Est-ce que la rémunération des fonctionnaires au mérite pourrait être une bonne idée ?

Non, surtout pas ! Ce serait une catastrophe, car ce serait uniquement à la tête du client. Ce serait uniquement les amis de l'élu qui seraient augmentés. Il faut éviter cela à tout prix.

Le gouvernement a commencé un cycle d'évaluation des politiques publiques. Cela peut-il aider à réformer la fonction publique ?

Je n'y crois pas trop. Comment ça marche, en fait ? Quand les résultats de ces évaluations ne correspondent pas aux attentes de celui qui les a commandées, on les enterre. On n'en parle plus. En plus, dans les collectivités territoriales, l'évaluation se fait sous les ordres du directeur général des services, qui est le premier fonctionnaire de la collectivité. Alors, il faudrait être fou pour faire la moindre critique.

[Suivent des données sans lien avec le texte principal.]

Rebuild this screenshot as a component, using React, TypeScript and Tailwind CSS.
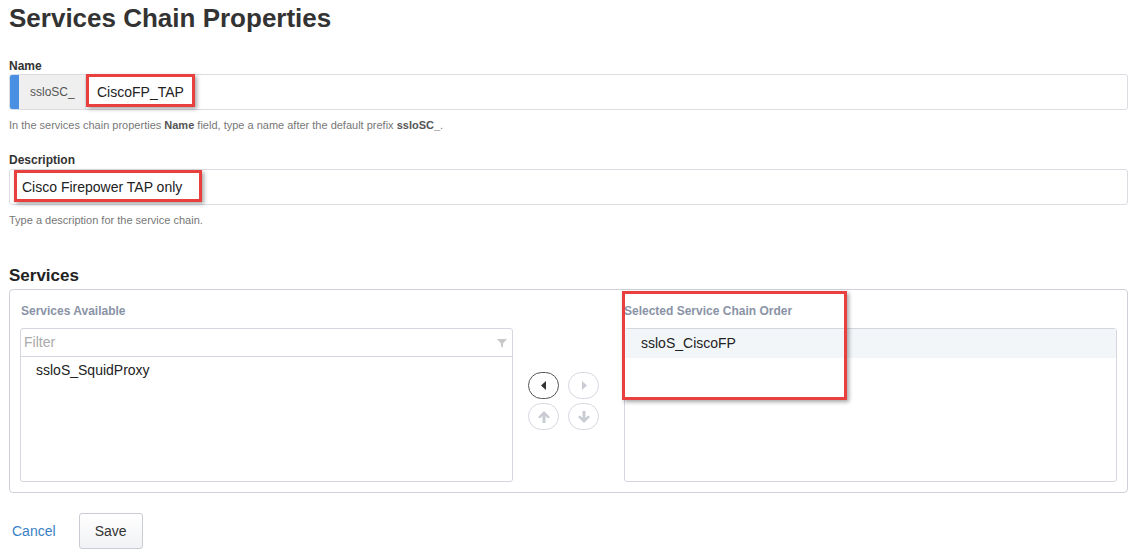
import React from 'react';

function CircleBtn({ active, children }: { active?: boolean; children: React.ReactNode }) {
  return (
    <button
      className={
        active
          ? 'w-[31px] h-[27px] rounded-full border border-[#555] flex items-center justify-center bg-white'
          : 'w-[31px] h-[27px] rounded-full border border-[#d4d7de] flex items-center justify-center bg-white'
      }
    >
      {children}
    </button>
  );
}

export default function App() {
  return (
    <div className="relative w-[1146px] h-[557px] bg-white text-[#333] font-['Liberation_Sans',Arial,sans-serif] px-[9px] pt-[3px]">
      <h1 className="text-[26px] font-bold leading-[30px] text-[#333]">Services Chain Properties</h1>

      <div className="mt-[26px] pr-[9px]">
        <label className="block text-[12px] font-bold leading-[14px] text-[#333]">Name</label>
        <div className="mt-[1px] flex h-[36px] border border-[#dcdde3] rounded-[3px] overflow-hidden">
          <div className="w-[9px] bg-[#4a90e2]" />
          <div className="w-[67px] bg-[#efefef] border-r border-[#dcdde3] flex items-center pl-[11px] text-[12px] text-[#555]">ssloSC_</div>
          <div className="flex-1 flex items-center pl-[11px] text-[14px] text-[#222]">CiscoFP_TAP</div>
        </div>
        <p className="mt-[9px] text-[11px] leading-[12px] text-[#777]">
          In the services chain properties <b className="text-[#555]">Name</b> field, type a name after the default prefix <b className="text-[#555]">ssloSC_</b>.
        </p>

        <label className="mt-[22px] block text-[12px] font-bold leading-[14px] text-[#333]">Description</label>
        <div className="mt-[2px] flex h-[36px] border border-[#dcdde3] rounded-[3px] items-center pl-[12px] text-[14px] text-[#222]">
          Cisco Firepower TAP only
        </div>
        <p className="mt-[9px] text-[11px] leading-[12px] text-[#777]">Type a description for the service chain.</p>

        <h2 className="mt-[40px] text-[17px] font-bold leading-[20px] text-[#222]">Services</h2>
        <div className="mt-[3px] h-[204px] border border-[#cfd1d8] rounded-[4px] px-[10px] pt-[14px] flex">
          <div className="w-[493px] flex flex-col">
            <div className="text-[12px] font-bold leading-[14px] text-[#8a93a6] pl-[1px]">Services Available</div>
            <div className="mt-[10px] h-[154px] border border-[#d4d7de] rounded-[3px] flex flex-col">
              <div className="h-[28px] border-b border-[#d4d7de] flex items-center justify-between px-[3px]">
                <span className="text-[14px] text-[#aaa]">Filter</span>
                <svg width="10" height="10" viewBox="0 0 10 10" className="mr-[2px]">
                  <path d="M0 1 H10 L6 5.5 V9.5 L4 8.5 V5.5 Z" fill="#c8c8c8" />
                </svg>
              </div>
              <div className="h-[26px] flex items-center pl-[15px] text-[14px] text-[#222]">ssloS_SquidProxy</div>
            </div>
          </div>

          <div className="w-[111px] flex flex-col pt-[68px] pl-[15px]">
            <div className="grid grid-cols-[31px_31px] gap-x-[9px] gap-y-[4px]">
              <CircleBtn active>
                <svg width="6" height="9" viewBox="0 0 6 9"><path d="M5 0 L0 4.5 L5 9 Z" fill="#333" /></svg>
              </CircleBtn>
              <CircleBtn>
                <svg width="6" height="9" viewBox="0 0 6 9"><path d="M1 0 L6 4.5 L1 9 Z" fill="#c9ccd3" /></svg>
              </CircleBtn>
              <CircleBtn>
                <svg width="14" height="14" viewBox="0 0 14 14"><path d="M7 1 L13 7 L11 8.5 L8.5 6 L8.5 13 L5.5 13 L5.5 6 L3 8.5 L1 7 Z" fill="#c9ccd3" /></svg>
              </CircleBtn>
              <CircleBtn>
                <svg width="14" height="14" viewBox="0 0 14 14"><path d="M7 13 L13 7 L11 5.5 L8.5 8 L8.5 1 L5.5 1 L5.5 8 L3 5.5 L1 7 Z" fill="#c9ccd3" /></svg>
              </CircleBtn>
            </div>
          </div>

          <div className="w-[493px] flex flex-col">
            <div className="text-[12px] font-bold leading-[14px] text-[#8a93a6]">Selected Service Chain Order</div>
            <div className="mt-[10px] h-[154px] border border-[#d4d7de] rounded-[3px] flex flex-col">
              <div className="h-[29px] bg-[#f3f6f9] flex items-center pl-[16px] text-[14px] text-[#222]">ssloS_CiscoFP</div>
            </div>
          </div>
        </div>

        <div className="mt-[20px] flex items-center gap-[23px] pl-[3px]">
          <a className="text-[14px] text-[#3a7fc4]">Cancel</a>
          <button className="w-[64px] h-[36px] border border-[#c9ccd3] rounded-[3px] bg-gradient-to-b from-white to-[#f1f2f5] text-[14px] text-[#333]">Save</button>
        </div>
      </div>

      <div className="absolute left-[86px] top-[74px] w-[109px] h-[33px] border-[3px] border-[#e8403f] shadow-[2px_2px_4px_rgba(0,0,0,0.35)]" />
      <div className="absolute left-[14px] top-[170px] w-[188px] h-[32px] border-[3px] border-[#e8403f] shadow-[2px_2px_4px_rgba(0,0,0,0.35)]" />
      <div className="absolute left-[622px] top-[291px] w-[225px] h-[109px] border-[3px] border-[#e8403f] shadow-[2px_2px_4px_rgba(0,0,0,0.35)]" />
    </div>
  );
}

Y a-t-il une pression dans les collectivités territoriales pour dépenser moins ?

Pas du tout. Ah si, il y a quelques mois, un élu a dit : il faut dépenser moins en repas à midi, allez à la cantine ! Au bout de trois mois, ils retournaient tous au restaurant sur frais de mission... Et puis, si on se rend compte que le budget primitif est trop faible, qu'à cela ne tienne, on vote un budget supplémentaire quelques mois plus tard. Non, les collectivités ne se serrent pas la ceinture. Quand on voit tous les élus se balader aux quatre coins de la planète... Les compétences entre collectivités sont mal définies, elles font toutes la même chose. Les économies d'échelle ? Ils ne comprennent même pas ce que ça veut dire. Ils veulent tous leur propre service culturel, leur service de coopération internationale, etc. Quand l'Etat coupera le robinet des dotations, les mentalités seront bien obligées de changer. Mais, politiquement, c'est très, très compliqué.